Вот и ответ на вопрос, почему Хемингуэй пришелся широкой публике больше по душе, чем Андерсон. Чтобы массы влюбились в книгу, она должна быть не о сереньких людишках из штата Огайо, а о ярких, богатых, красивых, из Парижа. Она должна повествовать не о том, как умер крестьянин или поссорились две старухи, а о любви, сражениях, ревности, измене. Она может быть великим произведением искусства, но при этом обязана быть жестокой мелодрамой — как «Ромео и Джульетта» или «Идиот». Не будь в «Войне и мире» Наташи с князем Андреем, а одни Платоны Каратаевы — кто бы читал эту книгу, кроме горстки интеллектуалов?

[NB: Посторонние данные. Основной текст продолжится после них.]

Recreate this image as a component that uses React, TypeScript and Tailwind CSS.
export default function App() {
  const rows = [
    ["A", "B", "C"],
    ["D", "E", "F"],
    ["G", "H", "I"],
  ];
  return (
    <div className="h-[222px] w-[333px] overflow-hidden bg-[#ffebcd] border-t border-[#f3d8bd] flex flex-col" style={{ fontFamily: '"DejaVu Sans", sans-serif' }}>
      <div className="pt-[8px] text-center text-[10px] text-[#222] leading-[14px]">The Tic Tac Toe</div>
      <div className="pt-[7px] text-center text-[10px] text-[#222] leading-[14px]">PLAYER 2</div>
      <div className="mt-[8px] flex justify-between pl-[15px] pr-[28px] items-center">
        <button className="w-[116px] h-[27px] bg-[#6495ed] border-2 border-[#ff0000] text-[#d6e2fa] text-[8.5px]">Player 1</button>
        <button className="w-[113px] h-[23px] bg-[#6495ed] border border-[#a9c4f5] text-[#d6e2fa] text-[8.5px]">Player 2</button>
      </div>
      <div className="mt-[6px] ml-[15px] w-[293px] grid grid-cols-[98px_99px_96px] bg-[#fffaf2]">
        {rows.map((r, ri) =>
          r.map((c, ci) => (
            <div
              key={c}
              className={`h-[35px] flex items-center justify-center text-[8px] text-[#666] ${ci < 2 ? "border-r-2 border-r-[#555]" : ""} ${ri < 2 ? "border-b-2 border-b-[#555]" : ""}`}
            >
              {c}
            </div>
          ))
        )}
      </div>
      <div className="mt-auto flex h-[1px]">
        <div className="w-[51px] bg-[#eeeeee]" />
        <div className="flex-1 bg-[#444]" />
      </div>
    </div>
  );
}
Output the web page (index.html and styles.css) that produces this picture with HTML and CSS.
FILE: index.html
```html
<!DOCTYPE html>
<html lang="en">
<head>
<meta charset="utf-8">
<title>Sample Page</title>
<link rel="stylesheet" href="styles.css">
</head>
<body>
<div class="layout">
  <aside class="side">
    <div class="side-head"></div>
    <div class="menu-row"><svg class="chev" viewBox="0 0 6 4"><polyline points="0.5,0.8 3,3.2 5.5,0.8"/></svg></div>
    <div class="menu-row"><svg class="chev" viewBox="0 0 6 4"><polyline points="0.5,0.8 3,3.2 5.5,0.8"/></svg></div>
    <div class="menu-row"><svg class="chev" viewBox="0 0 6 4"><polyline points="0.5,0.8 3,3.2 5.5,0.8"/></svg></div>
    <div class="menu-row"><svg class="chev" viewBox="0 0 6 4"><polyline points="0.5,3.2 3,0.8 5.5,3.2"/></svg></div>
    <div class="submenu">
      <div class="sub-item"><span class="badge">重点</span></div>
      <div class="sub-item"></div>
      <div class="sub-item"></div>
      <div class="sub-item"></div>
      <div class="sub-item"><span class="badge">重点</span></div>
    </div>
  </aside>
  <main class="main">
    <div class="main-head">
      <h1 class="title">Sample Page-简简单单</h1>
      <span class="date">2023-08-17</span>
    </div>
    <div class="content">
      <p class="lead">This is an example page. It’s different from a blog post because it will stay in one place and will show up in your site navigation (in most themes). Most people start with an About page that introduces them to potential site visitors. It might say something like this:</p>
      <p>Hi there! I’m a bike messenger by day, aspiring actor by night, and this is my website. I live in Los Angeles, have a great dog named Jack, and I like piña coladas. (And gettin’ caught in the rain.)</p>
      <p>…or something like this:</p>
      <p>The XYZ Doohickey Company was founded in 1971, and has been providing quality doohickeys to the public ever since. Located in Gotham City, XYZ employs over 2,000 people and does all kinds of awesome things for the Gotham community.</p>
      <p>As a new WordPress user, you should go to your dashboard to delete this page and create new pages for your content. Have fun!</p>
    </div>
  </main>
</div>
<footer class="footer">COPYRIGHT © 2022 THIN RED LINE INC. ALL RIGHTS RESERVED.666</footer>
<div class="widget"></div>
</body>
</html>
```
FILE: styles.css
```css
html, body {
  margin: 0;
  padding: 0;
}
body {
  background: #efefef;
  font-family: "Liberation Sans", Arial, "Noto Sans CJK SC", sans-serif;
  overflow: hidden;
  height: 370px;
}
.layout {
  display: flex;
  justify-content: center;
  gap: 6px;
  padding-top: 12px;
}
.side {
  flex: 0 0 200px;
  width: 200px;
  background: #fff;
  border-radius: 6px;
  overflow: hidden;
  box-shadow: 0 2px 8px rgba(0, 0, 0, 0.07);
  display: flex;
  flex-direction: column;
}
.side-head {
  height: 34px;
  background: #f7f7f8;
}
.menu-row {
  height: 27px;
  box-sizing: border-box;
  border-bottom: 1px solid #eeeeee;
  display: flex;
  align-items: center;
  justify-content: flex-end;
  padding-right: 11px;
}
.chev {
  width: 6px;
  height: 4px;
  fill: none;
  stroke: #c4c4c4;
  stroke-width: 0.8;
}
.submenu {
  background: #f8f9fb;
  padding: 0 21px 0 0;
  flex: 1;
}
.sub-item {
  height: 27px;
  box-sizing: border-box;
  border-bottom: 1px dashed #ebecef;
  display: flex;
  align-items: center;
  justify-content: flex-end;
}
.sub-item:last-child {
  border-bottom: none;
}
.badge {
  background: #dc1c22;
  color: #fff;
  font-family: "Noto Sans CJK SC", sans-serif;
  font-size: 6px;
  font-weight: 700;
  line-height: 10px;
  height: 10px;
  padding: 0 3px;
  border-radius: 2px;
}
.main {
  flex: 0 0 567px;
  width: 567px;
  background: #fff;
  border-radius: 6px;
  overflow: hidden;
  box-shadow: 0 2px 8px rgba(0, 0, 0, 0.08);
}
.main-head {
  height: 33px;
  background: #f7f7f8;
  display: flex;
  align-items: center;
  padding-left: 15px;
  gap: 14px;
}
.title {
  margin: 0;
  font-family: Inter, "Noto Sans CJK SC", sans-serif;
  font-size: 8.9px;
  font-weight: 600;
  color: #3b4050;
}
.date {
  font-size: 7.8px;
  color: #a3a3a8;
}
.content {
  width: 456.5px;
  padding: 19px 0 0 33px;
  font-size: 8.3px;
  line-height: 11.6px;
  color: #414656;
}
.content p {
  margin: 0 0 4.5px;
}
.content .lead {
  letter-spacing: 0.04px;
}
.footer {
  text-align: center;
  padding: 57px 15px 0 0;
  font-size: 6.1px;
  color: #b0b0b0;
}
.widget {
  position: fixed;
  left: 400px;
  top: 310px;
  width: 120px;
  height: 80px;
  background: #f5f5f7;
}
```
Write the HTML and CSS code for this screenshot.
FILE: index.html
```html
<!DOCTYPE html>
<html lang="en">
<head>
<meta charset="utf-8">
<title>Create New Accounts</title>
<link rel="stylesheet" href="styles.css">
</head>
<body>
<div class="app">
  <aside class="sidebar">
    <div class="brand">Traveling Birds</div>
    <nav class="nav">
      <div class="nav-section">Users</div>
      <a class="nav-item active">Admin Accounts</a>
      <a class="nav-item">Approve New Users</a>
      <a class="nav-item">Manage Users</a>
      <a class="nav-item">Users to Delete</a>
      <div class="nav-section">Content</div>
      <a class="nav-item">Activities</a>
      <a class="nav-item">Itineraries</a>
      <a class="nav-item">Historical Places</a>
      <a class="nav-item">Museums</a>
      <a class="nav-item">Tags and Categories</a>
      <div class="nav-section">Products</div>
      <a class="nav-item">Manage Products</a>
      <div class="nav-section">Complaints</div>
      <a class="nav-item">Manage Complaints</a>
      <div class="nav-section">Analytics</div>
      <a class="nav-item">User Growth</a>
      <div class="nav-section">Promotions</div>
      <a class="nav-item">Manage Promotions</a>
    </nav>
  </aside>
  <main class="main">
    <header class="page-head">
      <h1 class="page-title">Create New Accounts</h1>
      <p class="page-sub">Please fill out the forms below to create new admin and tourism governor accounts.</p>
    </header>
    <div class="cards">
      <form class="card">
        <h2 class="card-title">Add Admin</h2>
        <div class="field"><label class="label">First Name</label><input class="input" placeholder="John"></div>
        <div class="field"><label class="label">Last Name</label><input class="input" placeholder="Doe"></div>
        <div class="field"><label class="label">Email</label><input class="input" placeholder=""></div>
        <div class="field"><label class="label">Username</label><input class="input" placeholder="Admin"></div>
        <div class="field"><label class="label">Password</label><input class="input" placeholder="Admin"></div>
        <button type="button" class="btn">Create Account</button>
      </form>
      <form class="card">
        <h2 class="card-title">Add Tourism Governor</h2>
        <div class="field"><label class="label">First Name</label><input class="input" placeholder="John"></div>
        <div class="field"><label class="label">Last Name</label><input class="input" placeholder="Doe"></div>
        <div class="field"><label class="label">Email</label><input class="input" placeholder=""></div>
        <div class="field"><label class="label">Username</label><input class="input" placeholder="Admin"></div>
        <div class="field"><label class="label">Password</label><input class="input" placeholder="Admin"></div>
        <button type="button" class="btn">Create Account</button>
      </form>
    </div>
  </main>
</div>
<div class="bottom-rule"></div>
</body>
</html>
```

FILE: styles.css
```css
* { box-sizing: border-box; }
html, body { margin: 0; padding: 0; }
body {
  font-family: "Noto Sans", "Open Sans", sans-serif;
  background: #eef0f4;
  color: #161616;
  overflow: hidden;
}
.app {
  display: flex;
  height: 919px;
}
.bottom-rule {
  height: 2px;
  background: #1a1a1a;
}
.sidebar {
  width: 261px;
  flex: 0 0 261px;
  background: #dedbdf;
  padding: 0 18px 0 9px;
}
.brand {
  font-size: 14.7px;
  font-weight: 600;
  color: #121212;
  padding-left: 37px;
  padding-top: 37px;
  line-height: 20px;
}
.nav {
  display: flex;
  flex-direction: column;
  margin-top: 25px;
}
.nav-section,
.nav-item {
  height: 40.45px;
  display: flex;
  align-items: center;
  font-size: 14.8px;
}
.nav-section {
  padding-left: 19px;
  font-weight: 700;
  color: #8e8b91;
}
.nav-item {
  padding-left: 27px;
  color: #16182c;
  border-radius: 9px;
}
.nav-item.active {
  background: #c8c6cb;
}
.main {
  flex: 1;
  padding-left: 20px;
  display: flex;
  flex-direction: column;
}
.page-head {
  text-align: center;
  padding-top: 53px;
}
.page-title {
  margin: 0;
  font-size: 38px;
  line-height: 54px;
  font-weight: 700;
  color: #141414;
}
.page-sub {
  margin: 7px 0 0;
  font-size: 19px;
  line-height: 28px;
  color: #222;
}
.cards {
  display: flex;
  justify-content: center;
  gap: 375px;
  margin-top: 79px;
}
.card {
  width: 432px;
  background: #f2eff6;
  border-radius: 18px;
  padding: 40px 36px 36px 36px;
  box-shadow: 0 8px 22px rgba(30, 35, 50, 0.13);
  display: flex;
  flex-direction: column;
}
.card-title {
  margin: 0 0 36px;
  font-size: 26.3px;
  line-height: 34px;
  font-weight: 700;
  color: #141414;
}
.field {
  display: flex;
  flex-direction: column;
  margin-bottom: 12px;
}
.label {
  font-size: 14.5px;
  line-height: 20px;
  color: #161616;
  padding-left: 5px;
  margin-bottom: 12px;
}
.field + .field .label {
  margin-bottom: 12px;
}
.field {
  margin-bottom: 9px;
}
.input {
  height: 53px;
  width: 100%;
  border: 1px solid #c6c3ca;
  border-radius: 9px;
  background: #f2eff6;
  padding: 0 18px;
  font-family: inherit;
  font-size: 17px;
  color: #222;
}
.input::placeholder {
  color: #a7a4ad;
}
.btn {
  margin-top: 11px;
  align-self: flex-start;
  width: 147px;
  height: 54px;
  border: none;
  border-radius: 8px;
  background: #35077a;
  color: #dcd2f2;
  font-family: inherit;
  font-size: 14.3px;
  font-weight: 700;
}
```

Когда Хемингуэй начинал писать «Фиесту», Китти Кэннелл, по ее словам, попросила его написать «душещипательно» — он с усмешкой обещал, что так и сделает. Почему-то никто не замечает, сюжет какого «культового» произведения он использовал в романе. Испания… коррида… красавец матадор… женщина, меняющая мужчин как перчатки… герой любит ее… она сначала любит его, но изменяет с матадором… только убийства недостает, все ж XX век, и вместо него — комическая драка, а Кармен уходит, живая и свободная. Вокруг Кармен — Брет Эшли — строится все действие романа: она делает с мужчинами что хочет, берет их, бросает и вновь подбирает, а они таскаются за ней, покорные, как телята. Она может любить и, полюбив, делается мягкой, «точно кисель», но она сама решает, когда дать волю страсти, а когда поставить точку или многоточие. Неважно, была ли такой Дафф Туизден: Хемингуэй создал образ столь же мифологичный и бессмертный, как Мериме и Бизе. Многие критики утверждали, что его книги проникнуты женоненавистничеством и что он воспевал только робких девиц, безликих и бессловесных «друзей человека»; что же до Брет, автор не воспел ее, а унизил и осудил. Может, и пытался, как хотел Толстой осудить Анну Каренину, да не получилось.